A closeup of former President Trump in front of a microphone
Former President Trump, pictured Monday in Summerville, S.C., massively overvalued his wealth to make real estate deals, a judge determined Tuesday ahead of next week’s civil suit by New York Atty. Gen. Letitia James.
(Artie Walker Jr. / Associated Press)

A judge has ruled that Donald Trump committed fraud for years while building the real estate empire that catapulted him to fame and the White House.

Judge Arthur Engoron, ruling Tuesday in a civil lawsuit brought by New York’s attorney general, found that the former president and his company deceived banks, insurers and others by massively overvaluing his assets and exaggerating his net worth to make deals and secure financing.

The decision, days before the start of a nonjury trial in state Atty. Gen. Letitia James’ lawsuit, is one of the strongest repudiations yet of Trump’s carefully coiffed image as a wealthy and shrewd real estate mogul turned political powerhouse. It comes amid numerous state and federal criminal cases Trump is facing as he seeks the Republican nomination for reelection in 2024.


Beyond mere bragging about and exaggerating his wealth, Trump, along with his company and its key executives, repeatedly lied about it on his annual financial statements, reaping rewards such as favorable loan terms and lower insurance premiums, Engoron found.

Those tactics crossed a line and violated the law, the judge said, rejecting Trump’s contention that a disclaimer on the financial statements absolved him of any wrongdoing.

Manhattan prosecutors had looked into bringing a criminal case over the same conduct but declined to do so, leaving James to sue Trump and seek penalties that could disrupt his and his family’s ability to do business in the state.

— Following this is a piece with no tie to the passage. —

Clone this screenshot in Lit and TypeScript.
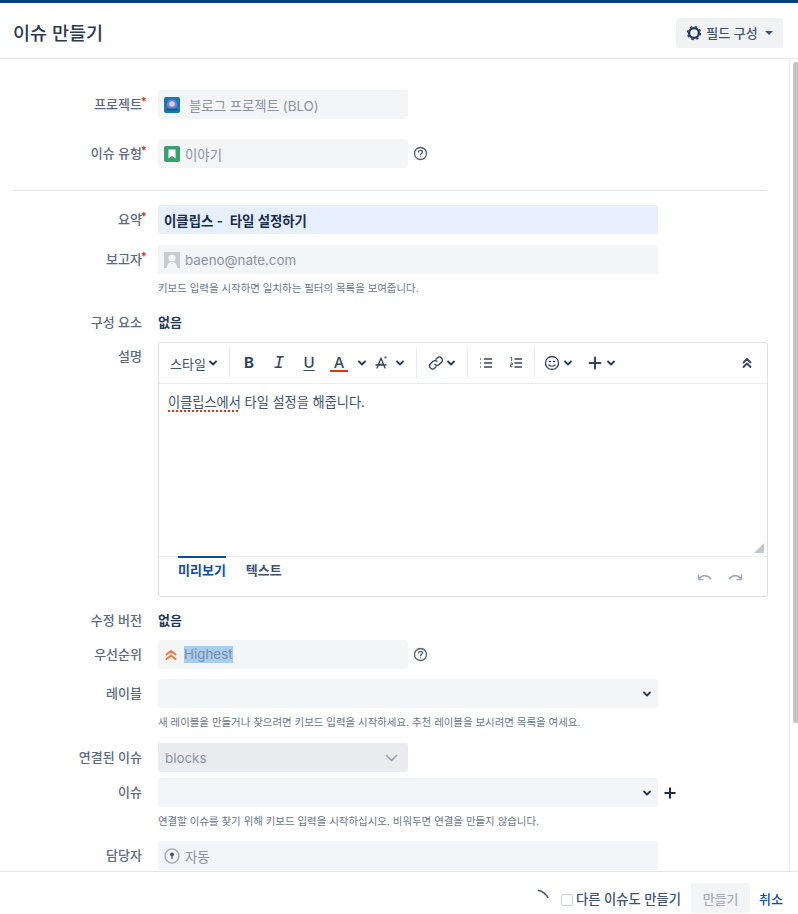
import { LitElement, html, css, svg } from 'lit';
import { customElement } from 'lit/decorators.js';

const chevron = (color = '#253858') => html`<svg class="chev" width="10" height="10" viewBox="0 0 10 10" fill="none" stroke=${color} stroke-width="1.8" stroke-linecap="round" stroke-linejoin="round"><path d="M2 3.5 5 6.5 8 3.5" /></svg>`;

const help = html`<svg class="help" width="15" height="15" viewBox="0 0 16 16" fill="none" stroke="#505f79" stroke-width="1.4"><circle cx="8" cy="8" r="6.4" /><path d="M5.9 6.4C6 5.2 6.9 4.7 8 4.7c1.2 0 2.1.7 2.1 1.7 0 1.5-2.1 1.5-2.1 3" stroke-linecap="round" /><circle cx="8" cy="11.4" r=".6" fill="#505f79" stroke="none" /></svg>`;

const tb = (body: unknown) => html`<svg width="18" height="18" viewBox="0 0 18 18" fill="none" stroke="#344563" stroke-width="1.6" stroke-linecap="round" stroke-linejoin="round">${body}</svg>`;

// horizontal gap in the toolbar
const sp = (name: string) => html`<span class=${name}></span>`;

@customElement('app-root')
export class AppRoot extends LitElement {
  static styles = css`
    :host {
      display: block;
      width: 798px;
      height: 914px;
      overflow: hidden;
      position: relative;
      background: #fff;
      font-family: Inter, 'Noto Sans CJK KR', sans-serif;
      font-size: 13px;
      color: #172b4d;
    }

    .topline { height: 3px; background: #0a3f7f; }

    .head {
      height: 56px;
      box-sizing: border-box;
      border-bottom: 1px solid #e6e8ec;
      display: flex;
      align-items: center;
      justify-content: space-between;
      padding: 4px 15px 0 13px;
    }
    .head h1 { margin: 0; font-size: 18.5px; font-weight: 500; color: #2c3a50; line-height: 24px; }

    .cfg {
      height: 30px;
      width: 107px;
      box-sizing: border-box;
      background: #f1f2f4;
      border-radius: 3px;
      display: flex;
      align-items: center;
      justify-content: center;
      gap: 4px;
      color: #42526e;
      font-size: 13px;
      font-weight: 500;
    }
    .caret { width: 0; height: 0; border: 4px solid transparent; border-top: 4px solid #42526e; border-bottom: 0; margin-left: 3px; }

    .scroll {
      height: 813px;
      overflow: hidden;
      display: flex;
    }
    .form { width: 789px; padding-top: 31px; box-sizing: border-box; }
    .bar { width: 9px; border-left: 1px solid #eceef0; box-sizing: border-box; padding: 3px 0 0 3px; }
    .thumb { width: 6px; height: 661px; background: #c4c4c4; border-radius: 3px 0 0 3px; }

    .row { display: grid; grid-template-columns: 147px 1fr; column-gap: 11px; align-items: start; }
    .project { margin-bottom: 20px; }
    .type { margin-bottom: 22px; }
    .summary { margin-top: 14px; margin-bottom: 11px; }
    .component { margin-top: 12px; }
    .desc { margin-top: 5px; }
    .version { margin-top: 9px; }
    .priority { margin-top: 5px; }
    .labels { margin-top: 10px; }
    .linked { margin-top: 13px; }
    .issue { margin-top: 6px; }
    .assignee { margin-top: 12px; }

    .lab {
      text-align: right;
      color: #5a6880;
      font-weight: 500;
      font-size: 13px;
      line-height: 29px;
      white-space: nowrap;
      padding-right: 5px;
      position: relative;
    }
    .lab i { color: #de350b; font-style: normal; font-weight: 700; font-size: 11px; position: absolute; right: 0; top: -3px; }

    .ctrl { display: flex; align-items: center; gap: 5px; }
    .field {
      height: 29px;
      box-sizing: border-box;
      background: #f4f5f7;
      border-radius: 3px;
      display: flex;
      align-items: center;
      padding: 0 6px;
      color: #8993a4;
      font-size: 13.4px;
      gap: 5px;
    }
    .w250 { width: 250px; }
    .w500 { width: 500px; justify-content: space-between; }
    .left { justify-content: flex-start; }
    .active { background: #e6f0fc; color: #172b4d; font-weight: 600; }
    .dark { background: #ebecf0; justify-content: space-between; padding: 0 10px 0 7px; }
    .projicon { margin-right: 4px; }
    .prio { gap: 6px; }
    .sel { background: #a8cdf5; color: #7d8ca3; line-height: 17px; }

    .hint { font-size: 10.45px; color: #6b778c; margin: 8px 0 0; line-height: 14px; white-space: nowrap; }
    .plain { font-weight: 600; font-size: 13px; line-height: 29px; color: #253858; }

    hr { border: 0; height: 1px; background: #e4e6ea; margin: 0 22px 0 13px; }

    .editor {
      width: 610px;
      height: 255px;
      box-sizing: border-box;
      border: 1px solid #dfe1e6;
      border-radius: 3px;
      display: flex;
      flex-direction: column;
    }
    .tools {
      height: 41px;
      flex: none;
      box-sizing: border-box;
      border-bottom: 1px solid #ebecf0;
      display: flex;
      align-items: center;
      padding-left: 11px;
      color: #42526e;
    }
    .sep { width: 1px; height: 30px; background: #ebecf0; flex: none; }
    .txt { font-size: 13px; color: #42526e; width: 38px; white-space: nowrap; }
    .fmt { font-size: 15px; font-weight: 700; width: 18px; text-align: center; color: #344563; line-height: 18px; }
    .fi { font-family: 'Liberation Mono', monospace; font-style: italic; font-size: 18px; font-weight: 400; }
    .fu { font-weight: 500; text-decoration: underline; text-underline-offset: 2px; }
    .fa { font-weight: 500; border-bottom: 2px solid #de350b; line-height: 15px; }
    .s1 { width: 1px; flex: none; }
    .s2 { width: 2px; flex: none; }
    .s5 { width: 5px; flex: none; }
    .s8 { width: 8px; flex: none; }
    .s9 { width: 9px; flex: none; }
    .s10 { width: 10px; flex: none; }
    .s11 { width: 11px; flex: none; }
    .s12 { width: 12px; flex: none; }
    .s13 { width: 13px; flex: none; }
    .grow { flex: 1; }
    .content {
      flex: 1;
      position: relative;
      padding: 8px 9px;
      font-size: 13.2px;
      line-height: 20px;
      color: #42526e;
    }
    .spell { text-decoration: underline dotted #de350b 1.5px; text-underline-offset: 3px; }
    .grip { position: absolute; right: 3px; bottom: 3px; }
    .tabs {
      height: 40px;
      flex: none;
      box-sizing: border-box;
      border-top: 1px solid #ebecf0;
      display: flex;
      align-items: flex-start;
      padding-left: 19px;
      position: relative;
      font-size: 13px;
      font-weight: 600;
    }
    .tab { padding: 3px 0 0; margin-right: 20px; color: #42526e; line-height: 18px; margin-top: -1px; border-top: 2px solid transparent; }
    .tab.on { color: #0a4ea2; border-top-color: #0a4ea2; }
    .undo { position: absolute; right: 24px; top: 15px; display: flex; gap: 14px; }

    .foot {
      position: absolute;
      left: 0;
      right: 0;
      bottom: 0;
      height: 43px;
      box-sizing: border-box;
      background: #fff;
      border-top: 1px solid #e4e6ea;
      display: flex;
      align-items: center;
      justify-content: flex-end;
      padding: 10px 15px 0 0;
      font-size: 13px;
      font-weight: 500;
      color: #42526e;
    }
    .spin { margin-bottom: 5px; }
    .check { width: 10px; height: 10px; border: 1px solid #c9ced6; border-radius: 2px; margin: 3px 3px 0 12px; }
    .again { font-size: 13.3px; }
    .create { width: 59px; height: 30px; background: #f4f5f7; color: #a5adba; border-radius: 3px; display: flex; align-items: center; justify-content: center; margin: 0 9px 0 10px; }
    .cancel { color: #0a4ea2; }
  `;

  render() {
    return html`
      <div class="topline"></div>
      <div class="head">
        <h1>이슈 만들기</h1>
        <div class="cfg">
          <svg width="16" height="16" viewBox="0 0 16 16" fill="none" stroke="#253858"><circle cx="8" cy="8" r="4.900" stroke-width="2.300" /><circle cx="8" cy="8" r="6.500" stroke-width="1.300" stroke-dasharray="2.550 2.550" /></svg>
          필드 구성<span class="caret"></span>
        </div>
      </div>

      <div class="scroll">
        <div class="form">
          <div class="row project">
            <div class="lab">프로젝트<i>*</i></div>
            <div class="ctrl"><div class="field w250 left">
              <svg class="projicon" width="16" height="16" viewBox="0 0 16 16"><rect width="16" height="16" rx="2" fill="#1479b8" /><circle cx="8" cy="7.500" r="5.200" fill="#7f78c8" /><circle cx="8" cy="7" r="2.800" fill="#d6d3f2" /><rect x="2.500" y="11.500" width="11" height="2" fill="#0d5f94" /></svg>
              블로그 프로젝트 (BLO)
            </div></div>
          </div>
          <div class="row type">
            <div class="lab">이슈 유형<i>*</i></div>
            <div class="ctrl"><div class="field w250 left">
              <svg width="16" height="16" viewBox="0 0 16 16"><rect width="16" height="16" rx="2" fill="#36a269" /><path d="M4.500 3.500h7v9L8 10l-3.500 2.500z" fill="#fff" /></svg>
              이야기
            </div>${help}</div>
          </div>

          <hr />

          <div class="row summary">
            <div class="lab">요약<i>*</i></div>
            <div class="ctrl"><div class="field w500 left active">이클립스 -&nbsp; 타일 설정하기</div></div>
          </div>
          <div class="row">
            <div class="lab">보고자<i>*</i></div>
            <div>
              <div class="field w500 left">
                <svg width="16" height="16" viewBox="0 0 16 16"><rect width="16" height="16" fill="#c9ccd1" /><circle cx="8" cy="6" r="3.500" fill="#f4f5f7" /><path d="M3 16c0-4 2-6 5-6s5 2 5 6z" fill="#f4f5f7" /></svg>
                baeno@nate.com
              </div>
              <p class="hint">키보드 입력을 시작하면 일치하는 필터의 목록을 보여줍니다.</p>
            </div>
          </div>

          <div class="row component">
            <div class="lab">구성 요소</div>
            <div class="plain">없음</div>
          </div>

          <div class="row desc">
            <div class="lab">설명</div>
            <div class="editor">
              <div class="tools">
                <span class="txt">스타일</span>${chevron()}
                ${sp('s11')}<span class="sep"></span>${sp('s10')}
                <span class="fmt">B</span>${sp('s12')}
                <span class="fmt fi">I</span>${sp('s12')}
                <span class="fmt fu">U</span>${sp('s12')}
                <span class="fmt fa">A</span>${sp('s9')}
                ${chevron()}${sp('s5')}
                ${tb(svg`<path d="M5 14 9 4l4 10M6.500 10.500h5M4 11h10" stroke-width="1.300" /><circle cx="13.500" cy="3.500" r="1.300" fill="#7a869a" stroke="none" />`)}${sp('s5')}${chevron()}
                ${sp('s11')}<span class="sep"></span>${sp('s10')}
                ${tb(svg`<path d="M8 10.500a3 3 0 0 0 4.300 0l2.200-2.200a3 3 0 0 0-4.300-4.300L9 5.200M10 7.500a3 3 0 0 0-4.300 0L3.500 9.700a3 3 0 0 0 4.300 4.300L9 12.800" stroke-width="1.300" />`)}${sp('s1')}${chevron()}
                ${sp('s11')}<span class="sep"></span>${sp('s9')}
                ${tb(svg`<path d="M7 5h8M7 9h8M7 13h8M3 5h.8M3 9h.8M3 13h.8" stroke-width="1.500" stroke-linecap="butt" />`)}
                ${sp('s12')}
                ${tb(svg`<path d="M7.500 5h7.500M7.500 9h7.500M7.500 13h7.500" stroke-width="1.500" stroke-linecap="butt" /><path d="M3.500 3.500h1.200v3.500M3.500 9h1.800v1.800H3.500v1.800h1.800" stroke-width=".9" stroke-linecap="butt" />`)}
                ${sp('s9')}<span class="sep"></span>${sp('s8')}
                ${tb(svg`<circle cx="9" cy="9" r="6.500" stroke-width="1.300" /><path d="M6 11c1.600 1.500 4.400 1.500 6 0M6.500 7.500h1M10.500 7.500h1" stroke-width="1.300" />`)}${sp('s2')}${chevron()}
                ${sp('s13')}
                ${tb(svg`<path d="M9 3.500v11M3.500 9h11" stroke-width="2" />`)}${sp('s2')}${chevron()}
                <span class="grow"></span>
                ${tb(svg`<path d="M5.500 8.500 9 5l3.500 3.500M5.500 13 9 9.500l3.500 3.500" stroke-width="1.800" />`)}
                ${sp('s11')}
              </div>
              <div class="content">
                <span class="spell">이클립스에서</span> 타일 설정을 해줍니다.
                <svg class="grip" width="10" height="10" viewBox="0 0 10 10"><path d="M10 0v10H0z" fill="#c1c7d0" /></svg>
              </div>
              <div class="tabs">
                <div class="tab on">미리보기</div>
                <div class="tab">텍스트</div>
                <div class="undo">
                  <svg width="16" height="10" viewBox="0 0 16 10" fill="none" stroke="#a5adba" stroke-width="1.600"><path d="M2 7c3-4.500 8-4.500 12 0" /><path d="M1.500 2.500V7.500h5" stroke-width="1.400" /></svg>
                  <svg width="16" height="10" viewBox="0 0 16 10" fill="none" stroke="#a5adba" stroke-width="1.600"><path d="M14 7c-3-4.500-8-4.500-12 0" /><path d="M14.500 2.500V7.500h-5" stroke-width="1.400" /></svg>
                </div>
              </div>
            </div>
          </div>

          <div class="row version">
            <div class="lab">수정 버전</div>
            <div class="plain">없음</div>
          </div>
          <div class="row priority">
            <div class="lab">우선순위</div>
            <div class="ctrl"><div class="field w250 left prio">
              <svg width="14" height="12" viewBox="0 0 14 12" fill="none" stroke="#ee7a3c" stroke-width="2" stroke-linecap="round" stroke-linejoin="round"><path d="M2.500 5.500 7 2l4.500 3.500M2.500 10 7 6.500l4.500 3.500" /></svg>
              <span class="sel">Highest</span>
            </div>${help}</div>
          </div>
          <div class="row labels">
            <div class="lab">레이블</div>
            <div>
              <div class="field w500">&nbsp;${chevron()}</div>
              <p class="hint">새 레이블을 만들거나 찾으려면 키보드 입력을 시작하세요. 추천 레이블을 보시려면 목록을 여세요.</p>
            </div>
          </div>
          <div class="row linked">
            <div class="lab">연결된 이슈</div>
            <div class="field w250 dark">blocks
              <svg width="13" height="8" viewBox="0 0 13 8" fill="none" stroke="#97a0af" stroke-width="1.500" stroke-linecap="round" stroke-linejoin="round"><path d="M1.500 1.500 6.500 6.500 11.500 1.500" /></svg>
            </div>
          </div>
          <div class="row issue">
            <div class="lab">이슈</div>
            <div>
              <div class="ctrl"><div class="field w500">&nbsp;${chevron()}</div>
                <svg width="14" height="14" viewBox="0 0 14 14" fill="none" stroke="#172b4d" stroke-width="2"><path d="M7 1.500v11M1.500 7h11" /></svg>
              </div>
              <p class="hint">연결할 이슈를 찾기 위해 키보드 입력을 시작하십시오. 비워두면 연결을 만들지 않습니다.</p>
            </div>
          </div>
          <div class="row assignee">
            <div class="lab">담당자</div>
            <div class="field w500 left">
              <svg width="16" height="16" viewBox="0 0 16 16"><circle cx="8" cy="8" r="7" fill="#f4f5f7" stroke="#a5adba" stroke-width="1.500" /><circle cx="8" cy="6.500" r="2" fill="#42526e" /><path d="M8 7v4" stroke="#42526e" stroke-width="1.200" /></svg>
              자동
            </div>
          </div>
        </div>
        <div class="bar"><div class="thumb"></div></div>
      </div>

      <div class="foot">
        <svg class="spin" width="14" height="14" viewBox="0 0 14 14" fill="none" stroke="#42526e" stroke-width="1.500"><path d="M3 1.500C6.500 1.500 11 4.500 13 9" /></svg>
        <span class="check"></span><span class="again">다른 이슈도 만들기</span>
        <div class="create">만들기</div>
        <span class="cancel">취소</span>
      </div>
    `;
  }
}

Engoron’s ruling, in a phase of the case known as summary judgment, resolves the key claim in James’ lawsuit, but six others remain.

Engoron is slated to preside over a nonjury trial starting next Monday before deciding on those claims and any punishments he may impose. James is seeking $250 million in penalties and a ban on Trump doing business in New York, his home state. The trial could last into December, Engoron has said.

Trump’s lawyers had asked the judge to throw out the case, contending that James wasn’t allowed to file the lawsuit because there isn’t any evidence that the public was harmed by Trump’s actions. They also argued that many of the allegations in the lawsuit were beyond the statute of limitations.